In the not-too-distant past, the Okanagan Valley was known more for its orchards than its restaurants. But thanks to the efforts of well-known Canadian chefs, the region is emerging from the shadows of food-obsessed Vancouver as a standalone culinary destination.

Foodies will delight in a concept that doesn’t really exist stateside: restaurants on winery grounds that allow guests to counteract the effects of a morning of tasting with lunch, or to linger over dinner, while grabbing a bottle or two they may have tried for the first time during their meal. In the southern Okanagan in 2011, the Tinhorn Creek winery opened Miradoro, which serves locally sourced dishes in a spectacular dining room overlooking the valley. Other wineries with excellent restaurants include Mission Hill and Hester Creek. Many wineries also have a patio and/or picnic area and encourage guests to bring their own food and linger over a glass or two. In addition, working farms like Covert Farms invite guests for a day of berry-picking, hiking and wine tasting.

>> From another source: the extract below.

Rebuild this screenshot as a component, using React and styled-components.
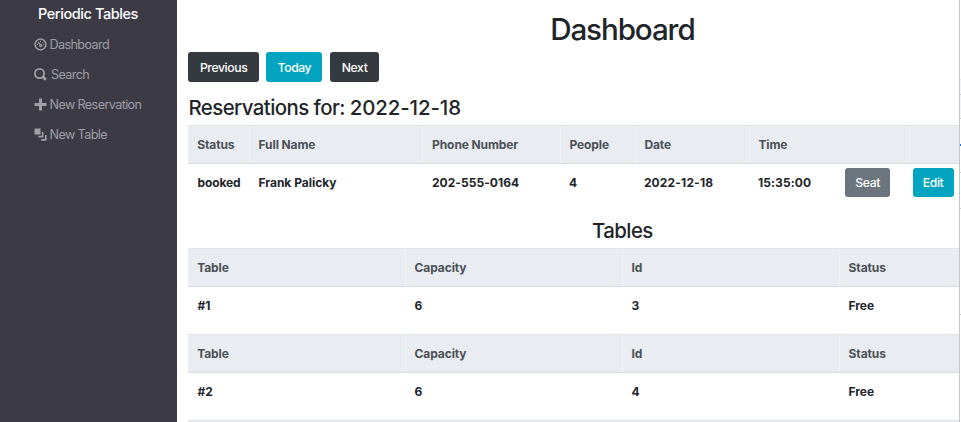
import React from "react";
import styled, { createGlobalStyle } from "styled-components";

const Global = createGlobalStyle`
  * { box-sizing: border-box; }
  body { margin: 0; background: #fff; color: #212529; font-family: Inter, "Liberation Sans", sans-serif; font-size: 12px; overflow: hidden; }
`;

const Page = styled.div`
  display: grid;
  grid-template-columns: 177.4px 781.6px 2px;
  height: 422px;
  overflow: hidden;
`;
const Sidebar = styled.nav`
  background: #3b3a45;
  padding: 4px 0 0 34px;
`;
const Brand = styled.div`
  color: #fff;
  font-size: 14.5px;
  line-height: 20px;
  font-weight: 500;
  padding-left: 4px;
  letter-spacing: -0.43px;
  white-space: nowrap;
`;
const Menu = styled.ul`
  list-style: none;
  margin: 5px 0 0;
  padding: 0;
`;
const MenuItem = styled.li`
  display: flex;
  align-items: center;
  height: 30px;
  color: #a09fa5;
  font-size: 12.6px;
  gap: ${(p) => p.$gap || 2.5}px;
  letter-spacing: -0.6px;
  white-space: nowrap;
  svg { width: 13px; height: 13px; flex: none; }
`;
const Main = styled.main`
  padding: 11px 0 0 11px;
  overflow: hidden;
`;
const Content = styled.div`
  width: 868px;
`;
const Title = styled.h1`
  margin: 0;
  text-align: center;
  font-size: 29.6px;
  line-height: 36px;
  font-weight: 500;
  letter-spacing: -1.1px;
`;
const Toolbar = styled.div`
  display: flex;
  gap: 7.5px;
  margin-top: 5px;
`;
const tones = { dark: "#343a40", info: "#02a4bf", muted: "#6c757d" };
const Button = styled.button`
  display: block;
  border: 0;
  border-radius: 3px;
  padding: 0;
  width: ${(p) => p.$w}px;
  height: ${(p) => p.$h || 30}px;
  background: ${(p) => tones[p.$tone]};
  color: #fff;
  font: 500 12.2px Inter, sans-serif;
  letter-spacing: -0.4px;
`;
const Heading = styled.h4`
  margin: 0;
  font-size: 20.4px;
  line-height: 26px;
  font-weight: 500;
  letter-spacing: -0.55px;
  text-align: ${(p) => (p.$center ? "center" : "left")};
  padding: ${(p) => (p.$center ? "17px 0 4.5px" : "13px 0 4px")};
`;
const HeadingDate = styled.span`
  letter-spacing: -0.1px;
`;
const Row = styled.div`
  display: grid;
  grid-template-columns: ${(p) => p.$cols};
  height: ${(p) => p.$h}px;
`;
const HeadRow = styled(Row)`
  height: 38.5px;
  background: #e9ecf0;
  border-top: 1px solid #e1e5e9;
  border-bottom: 1px solid #d8dde2;
  color: #495057;
`;
const HeadCell = styled.div`
  padding-left: ${(p) => (p.$rule ? 8.7 : 8.8)}px;
  border-left: ${(p) => (p.$rule ? "1px solid #f0f2f4" : "0")};
  line-height: 37px;
  font-size: 12px;
  font-weight: 700;
  letter-spacing: -0.1px;
  white-space: nowrap;
  & + & { margin-left: -0.5px; }
`;
const Cell = styled.div`
  padding-left: 9px;
  line-height: 37px;
  font-size: 12px;
  font-weight: 700;
  white-space: nowrap;
  letter-spacing: ${(p) => p.$track || 0}px;
`;
const Action = styled.div`
  padding: 4px 0 0 ${(p) => p.$left}px;
`;
const Edge = styled.div`
  background: #fff;
  border-left: 1px solid #c4c5ca;
  display: grid;
  grid-template-rows: 80px 15px 24px 25px 2px 27px 36px 106px 1fr;
`;
const EdgeMark = styled.span`
  background: ${(p) => p.$bg || "#fff"};
  border-bottom: 1px solid ${(p) => p.$line || "#c8cace"};
`;

const bookingCols = "61px 173.5px 137px 75px 114px 87px 73px 127px";
const bookingHead = "61px 173.5px 137.3px 75px 114px 160px 1fr";
const seating = "217px 217px 217px 217px";
const bookingTracks = [-0.08, 0, 0.06, 0, 0.16, 0.1];

const Icon = ({ children }) => (
  <svg viewBox="0 0 13 13" fill="none" stroke="currentColor">{children}</svg>
);

function Seating({ name, id }) {
  return (
    <>
      <HeadRow $cols={seating}>
        {["Table", "Capacity", "Id", "Status"].map((t, i) => (
          <HeadCell key={t} $rule={i > 0}>{t}</HeadCell>
        ))}
      </HeadRow>
      <Row $cols={seating} $h={47.5}>
        {[name, "6", id, "Free"].map((t, i) => <Cell key={i}>{t}</Cell>)}
      </Row>
    </>
  );
}

export default function App() {
  return (
    <>
      <Global />
      <Page>
        <Sidebar>
          <Brand>Periodic Tables</Brand>
          <Menu>
            <MenuItem>
              <Icon>
                <circle cx="6.5" cy="6.5" r="5.4" strokeWidth="1.5" />
                <path d="M4 4.2 6.8 7" strokeWidth="1.3" />
                <circle cx="6.8" cy="7.6" r="1.1" strokeWidth="1.2" />
                <path d="M3 6.5h1M6 3.4h1M8.5 4.7h1M9.2 6.8h1" strokeWidth="1.1" />
              </Icon>
              Dashboard
            </MenuItem>
            <MenuItem $gap={4}>
              <Icon>
                <circle cx="5.5" cy="5.5" r="4.6" strokeWidth="1.8" />
                <path d="m8.8 8.8 3 3" strokeWidth="2.8" />
              </Icon>
              Search
            </MenuItem>
            <MenuItem>
              <Icon><path d="M6.5.5v12M.5 6.5h12" strokeWidth="3" /></Icon>
              New Reservation
            </MenuItem>
            <MenuItem>
              <Icon>
                <path d="M.5.5h6v6h-6z" fill="currentColor" stroke="none" />
                <path d="M8.6 4v4.6H4.3M11.8 7v4.8H7.2" strokeWidth="1.7" />
              </Icon>
              New Table
            </MenuItem>
          </Menu>
        </Sidebar>
        <Main>
          <Content>
            <Title>Dashboard</Title>
            <Toolbar>
              <Button $tone="dark" $w={70.5}>Previous</Button>
              <Button $tone="info" $w={56}>Today</Button>
              <Button $tone="dark" $w={49.5}>Next</Button>
            </Toolbar>
            <Heading>Reservations for: <HeadingDate>2022-12-18</HeadingDate></Heading>
            <HeadRow $cols={bookingHead}>
              {["Status", "Full Name", "Phone Number", "People", "Date", "Time", ""].map((t, i) => (
                <HeadCell key={i} $rule={i > 0}>{t}</HeadCell>
              ))}
            </HeadRow>
            <Row $cols={bookingCols} $h={37}>
              {["booked", "Frank Palicky", "202-555-0164", "4", "2022-12-18", "15:35:00"].map((t, i) => (
                <Cell key={t} $track={bookingTracks[i]}>{t}</Cell>
              ))}
              <Action $left={9.5}><Button $tone="muted" $w={44.5} $h={29}>Seat</Button></Action>
              <Action $left={3.7}><Button $tone="info" $w={41} $h={29}>Edit</Button></Action>
            </Row>
            <Heading $center>Tables</Heading>
            <Seating name="#1" id="3" />
            <Seating name="#2" id="4" />
            <HeadRow $cols={seating} />
          </Content>
        </Main>
        <Edge>
          <EdgeMark $line="#e4e6e8" />
          <EdgeMark $bg="#f1f3f4" />
          <EdgeMark $bg="#f1f3f4" />
          <EdgeMark $line="#fff" />
          <EdgeMark $bg="#1a73e8" $line="#1a73e8" />
          <EdgeMark />
          <EdgeMark />
          <EdgeMark />
        </Edge>
      </Page>
    </>
  );
}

Plenty of non-wine options

Cyclists, both dirt junkies and road riders, love the Okanagan Valley for its rugged downhill trails, winding country roads and rugged landscapes. An excellent option for bikers is the Kettle Valley Railway, an abandoned railroad line that runs for more than 372 miles (the stretch between the south Okanagan towns of Penticton and Osoyoos is 36 miles).

The well-appointed, multi-million Watermark Beach Resort, which was completed several years and helped kick off a new era of year-round tourism for the south Okanagan, offers a enticing array of activities. There’s waterskiing and wakeboarding on Osoyoos Lake, the warmest in Canada; on-site yoga; and easy access to lakeside trails that, with a little maneuvering, can take you right to the U.S. border.

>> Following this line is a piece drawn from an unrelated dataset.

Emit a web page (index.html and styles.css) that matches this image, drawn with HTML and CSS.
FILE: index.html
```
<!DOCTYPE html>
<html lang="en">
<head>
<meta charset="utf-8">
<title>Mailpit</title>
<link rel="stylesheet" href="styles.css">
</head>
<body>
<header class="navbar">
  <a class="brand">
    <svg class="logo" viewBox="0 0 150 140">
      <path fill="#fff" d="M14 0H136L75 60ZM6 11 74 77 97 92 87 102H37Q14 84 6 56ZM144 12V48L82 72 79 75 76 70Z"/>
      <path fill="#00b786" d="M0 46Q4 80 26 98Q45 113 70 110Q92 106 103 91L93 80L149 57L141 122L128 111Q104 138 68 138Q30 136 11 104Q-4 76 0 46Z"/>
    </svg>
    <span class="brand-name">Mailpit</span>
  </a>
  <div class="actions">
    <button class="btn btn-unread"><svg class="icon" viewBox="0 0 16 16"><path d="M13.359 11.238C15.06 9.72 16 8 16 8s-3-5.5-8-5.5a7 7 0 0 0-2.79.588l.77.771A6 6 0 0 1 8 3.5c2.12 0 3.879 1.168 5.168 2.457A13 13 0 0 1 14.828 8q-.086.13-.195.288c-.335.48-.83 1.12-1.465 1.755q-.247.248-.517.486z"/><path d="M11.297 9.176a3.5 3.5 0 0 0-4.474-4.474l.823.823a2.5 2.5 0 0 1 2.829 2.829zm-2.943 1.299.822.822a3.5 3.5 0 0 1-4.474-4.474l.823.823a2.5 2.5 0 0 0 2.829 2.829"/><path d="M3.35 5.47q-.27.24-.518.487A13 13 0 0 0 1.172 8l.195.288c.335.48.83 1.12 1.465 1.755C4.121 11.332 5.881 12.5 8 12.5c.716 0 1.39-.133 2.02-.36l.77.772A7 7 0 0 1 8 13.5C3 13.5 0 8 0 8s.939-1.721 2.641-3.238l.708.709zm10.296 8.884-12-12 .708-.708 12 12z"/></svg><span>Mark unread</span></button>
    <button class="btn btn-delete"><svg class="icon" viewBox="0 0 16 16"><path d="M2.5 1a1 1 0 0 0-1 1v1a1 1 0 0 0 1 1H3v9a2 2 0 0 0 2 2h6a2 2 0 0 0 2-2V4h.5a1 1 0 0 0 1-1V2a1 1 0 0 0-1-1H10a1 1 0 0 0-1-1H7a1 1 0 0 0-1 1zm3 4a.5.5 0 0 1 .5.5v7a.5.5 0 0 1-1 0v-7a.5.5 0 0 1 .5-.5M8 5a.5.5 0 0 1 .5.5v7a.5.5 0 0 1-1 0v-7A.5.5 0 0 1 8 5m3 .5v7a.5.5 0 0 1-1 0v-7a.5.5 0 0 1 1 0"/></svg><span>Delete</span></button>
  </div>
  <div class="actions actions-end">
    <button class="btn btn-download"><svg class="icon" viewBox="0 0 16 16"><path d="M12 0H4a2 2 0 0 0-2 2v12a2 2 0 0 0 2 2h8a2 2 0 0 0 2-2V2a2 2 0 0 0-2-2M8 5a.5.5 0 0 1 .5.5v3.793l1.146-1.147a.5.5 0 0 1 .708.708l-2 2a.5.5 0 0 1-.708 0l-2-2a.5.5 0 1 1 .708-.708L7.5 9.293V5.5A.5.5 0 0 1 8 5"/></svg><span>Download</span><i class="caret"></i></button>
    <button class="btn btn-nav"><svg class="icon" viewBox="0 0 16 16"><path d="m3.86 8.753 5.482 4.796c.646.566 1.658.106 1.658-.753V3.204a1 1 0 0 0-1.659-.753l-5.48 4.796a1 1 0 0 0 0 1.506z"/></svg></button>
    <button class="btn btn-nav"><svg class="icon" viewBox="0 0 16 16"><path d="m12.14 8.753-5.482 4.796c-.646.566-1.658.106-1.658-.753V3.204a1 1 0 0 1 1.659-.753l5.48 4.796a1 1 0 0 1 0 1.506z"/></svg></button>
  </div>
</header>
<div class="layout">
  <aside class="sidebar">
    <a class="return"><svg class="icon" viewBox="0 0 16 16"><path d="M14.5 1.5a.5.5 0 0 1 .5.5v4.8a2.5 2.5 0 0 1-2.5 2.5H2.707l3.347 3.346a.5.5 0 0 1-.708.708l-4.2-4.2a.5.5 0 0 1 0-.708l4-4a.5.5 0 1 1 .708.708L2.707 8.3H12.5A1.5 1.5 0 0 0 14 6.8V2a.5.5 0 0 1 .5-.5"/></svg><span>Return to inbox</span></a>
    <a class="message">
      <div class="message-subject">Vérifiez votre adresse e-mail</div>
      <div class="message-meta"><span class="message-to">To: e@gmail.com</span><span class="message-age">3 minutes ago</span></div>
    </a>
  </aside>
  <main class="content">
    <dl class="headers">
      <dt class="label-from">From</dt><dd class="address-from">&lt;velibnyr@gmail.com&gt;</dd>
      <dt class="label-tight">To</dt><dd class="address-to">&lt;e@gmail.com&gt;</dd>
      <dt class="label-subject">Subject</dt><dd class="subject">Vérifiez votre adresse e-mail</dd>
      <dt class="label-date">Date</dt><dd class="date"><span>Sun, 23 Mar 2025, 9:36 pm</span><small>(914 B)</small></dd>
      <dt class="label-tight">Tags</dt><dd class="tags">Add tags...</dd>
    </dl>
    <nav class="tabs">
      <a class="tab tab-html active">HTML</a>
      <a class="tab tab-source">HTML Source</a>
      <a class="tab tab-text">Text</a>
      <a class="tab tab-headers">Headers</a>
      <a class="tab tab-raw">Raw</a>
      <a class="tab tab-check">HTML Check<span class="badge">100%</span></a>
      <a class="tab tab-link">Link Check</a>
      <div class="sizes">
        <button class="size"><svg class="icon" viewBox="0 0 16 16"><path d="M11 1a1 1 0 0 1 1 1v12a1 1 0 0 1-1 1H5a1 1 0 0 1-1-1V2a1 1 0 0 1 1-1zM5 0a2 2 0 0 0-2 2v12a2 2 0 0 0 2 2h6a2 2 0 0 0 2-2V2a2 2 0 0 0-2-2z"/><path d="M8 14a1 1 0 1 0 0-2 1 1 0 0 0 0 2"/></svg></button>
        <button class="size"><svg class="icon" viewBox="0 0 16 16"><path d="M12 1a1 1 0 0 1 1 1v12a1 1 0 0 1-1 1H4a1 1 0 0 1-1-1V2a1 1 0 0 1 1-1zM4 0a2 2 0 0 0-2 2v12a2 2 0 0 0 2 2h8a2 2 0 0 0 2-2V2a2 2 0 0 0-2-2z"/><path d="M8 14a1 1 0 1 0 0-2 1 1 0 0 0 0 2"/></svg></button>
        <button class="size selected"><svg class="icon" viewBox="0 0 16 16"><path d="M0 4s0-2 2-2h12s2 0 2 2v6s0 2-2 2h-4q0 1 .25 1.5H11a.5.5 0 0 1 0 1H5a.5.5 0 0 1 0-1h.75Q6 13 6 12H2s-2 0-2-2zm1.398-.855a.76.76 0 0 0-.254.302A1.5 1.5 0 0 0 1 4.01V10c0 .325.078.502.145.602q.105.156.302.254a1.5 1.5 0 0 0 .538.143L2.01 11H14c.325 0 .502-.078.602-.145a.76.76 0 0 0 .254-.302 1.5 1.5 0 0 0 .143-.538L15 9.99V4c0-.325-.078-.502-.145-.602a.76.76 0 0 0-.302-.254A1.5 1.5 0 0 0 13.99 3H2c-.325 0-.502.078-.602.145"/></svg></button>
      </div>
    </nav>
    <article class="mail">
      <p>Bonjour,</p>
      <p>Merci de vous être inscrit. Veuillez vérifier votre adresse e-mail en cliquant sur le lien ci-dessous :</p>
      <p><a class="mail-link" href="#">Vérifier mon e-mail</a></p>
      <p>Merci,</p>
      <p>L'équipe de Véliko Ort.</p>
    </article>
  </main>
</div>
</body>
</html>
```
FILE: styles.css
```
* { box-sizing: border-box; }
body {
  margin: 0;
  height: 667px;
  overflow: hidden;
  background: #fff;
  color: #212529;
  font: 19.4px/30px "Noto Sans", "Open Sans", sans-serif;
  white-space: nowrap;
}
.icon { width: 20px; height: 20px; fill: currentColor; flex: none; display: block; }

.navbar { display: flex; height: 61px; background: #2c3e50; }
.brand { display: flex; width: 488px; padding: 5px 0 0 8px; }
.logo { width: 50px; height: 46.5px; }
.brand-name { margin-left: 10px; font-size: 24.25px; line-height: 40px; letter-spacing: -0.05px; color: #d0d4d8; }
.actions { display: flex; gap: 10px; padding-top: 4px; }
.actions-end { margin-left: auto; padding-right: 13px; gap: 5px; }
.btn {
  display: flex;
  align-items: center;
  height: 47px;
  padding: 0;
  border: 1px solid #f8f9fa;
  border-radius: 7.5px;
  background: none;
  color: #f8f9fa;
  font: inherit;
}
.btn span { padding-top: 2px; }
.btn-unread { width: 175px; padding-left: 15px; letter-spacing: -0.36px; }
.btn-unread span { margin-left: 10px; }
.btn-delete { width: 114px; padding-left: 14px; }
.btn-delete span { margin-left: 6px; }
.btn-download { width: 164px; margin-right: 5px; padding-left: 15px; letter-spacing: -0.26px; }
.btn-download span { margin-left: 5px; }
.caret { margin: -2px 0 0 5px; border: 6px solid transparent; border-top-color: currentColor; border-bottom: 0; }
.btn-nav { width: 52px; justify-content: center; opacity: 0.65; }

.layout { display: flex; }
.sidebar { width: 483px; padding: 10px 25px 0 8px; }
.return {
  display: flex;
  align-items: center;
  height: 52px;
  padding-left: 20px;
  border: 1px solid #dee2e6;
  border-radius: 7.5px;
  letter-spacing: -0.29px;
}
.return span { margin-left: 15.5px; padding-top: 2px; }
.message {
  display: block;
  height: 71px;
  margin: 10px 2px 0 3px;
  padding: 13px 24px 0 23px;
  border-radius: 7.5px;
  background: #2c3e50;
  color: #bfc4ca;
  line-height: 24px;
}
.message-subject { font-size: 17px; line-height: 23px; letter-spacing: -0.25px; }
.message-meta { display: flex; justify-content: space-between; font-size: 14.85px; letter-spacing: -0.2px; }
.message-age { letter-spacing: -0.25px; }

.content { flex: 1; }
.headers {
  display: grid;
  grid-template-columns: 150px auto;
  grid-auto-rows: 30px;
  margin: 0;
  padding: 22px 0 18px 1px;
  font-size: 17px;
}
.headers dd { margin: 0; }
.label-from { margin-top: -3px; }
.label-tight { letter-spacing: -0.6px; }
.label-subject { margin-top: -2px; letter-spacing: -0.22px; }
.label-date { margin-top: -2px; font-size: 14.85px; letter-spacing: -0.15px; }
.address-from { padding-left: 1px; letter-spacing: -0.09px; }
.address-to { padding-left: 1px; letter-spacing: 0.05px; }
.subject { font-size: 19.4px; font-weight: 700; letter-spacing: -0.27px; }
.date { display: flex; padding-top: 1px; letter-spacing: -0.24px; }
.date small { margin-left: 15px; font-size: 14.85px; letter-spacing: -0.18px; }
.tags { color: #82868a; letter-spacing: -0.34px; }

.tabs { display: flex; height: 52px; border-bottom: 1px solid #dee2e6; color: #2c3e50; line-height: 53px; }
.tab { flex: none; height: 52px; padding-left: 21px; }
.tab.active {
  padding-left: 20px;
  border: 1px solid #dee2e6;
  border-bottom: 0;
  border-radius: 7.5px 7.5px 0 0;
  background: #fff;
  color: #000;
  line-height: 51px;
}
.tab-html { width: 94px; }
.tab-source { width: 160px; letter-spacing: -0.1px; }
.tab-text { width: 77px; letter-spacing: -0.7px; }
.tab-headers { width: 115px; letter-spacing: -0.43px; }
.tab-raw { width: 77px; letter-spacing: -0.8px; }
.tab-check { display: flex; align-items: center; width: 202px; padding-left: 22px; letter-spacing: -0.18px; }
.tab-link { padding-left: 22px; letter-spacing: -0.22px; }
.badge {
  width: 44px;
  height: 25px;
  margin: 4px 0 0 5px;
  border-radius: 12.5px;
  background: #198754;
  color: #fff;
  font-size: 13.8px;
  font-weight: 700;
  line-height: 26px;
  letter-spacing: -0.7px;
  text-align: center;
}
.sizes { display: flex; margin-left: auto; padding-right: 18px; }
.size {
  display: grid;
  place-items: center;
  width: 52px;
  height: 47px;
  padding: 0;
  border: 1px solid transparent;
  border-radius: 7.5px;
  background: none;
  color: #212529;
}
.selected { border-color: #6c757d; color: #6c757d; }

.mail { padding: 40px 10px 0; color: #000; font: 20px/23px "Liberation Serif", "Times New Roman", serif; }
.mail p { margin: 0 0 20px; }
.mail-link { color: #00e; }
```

The Okanagan Valley is also an ideal destination for astronomy buffs. Stargazers shouldn’t miss the chance to stay at the quirky mountaintop Newton Observatory B&B, run by Jack Newton and his wife, Alice. Jack, a renowned amateur astronomer, offers guests a chance to gaze at the universe from the observatory he built and to gawk at his stunning astrophotography, which decorates the homey, three-room B&B.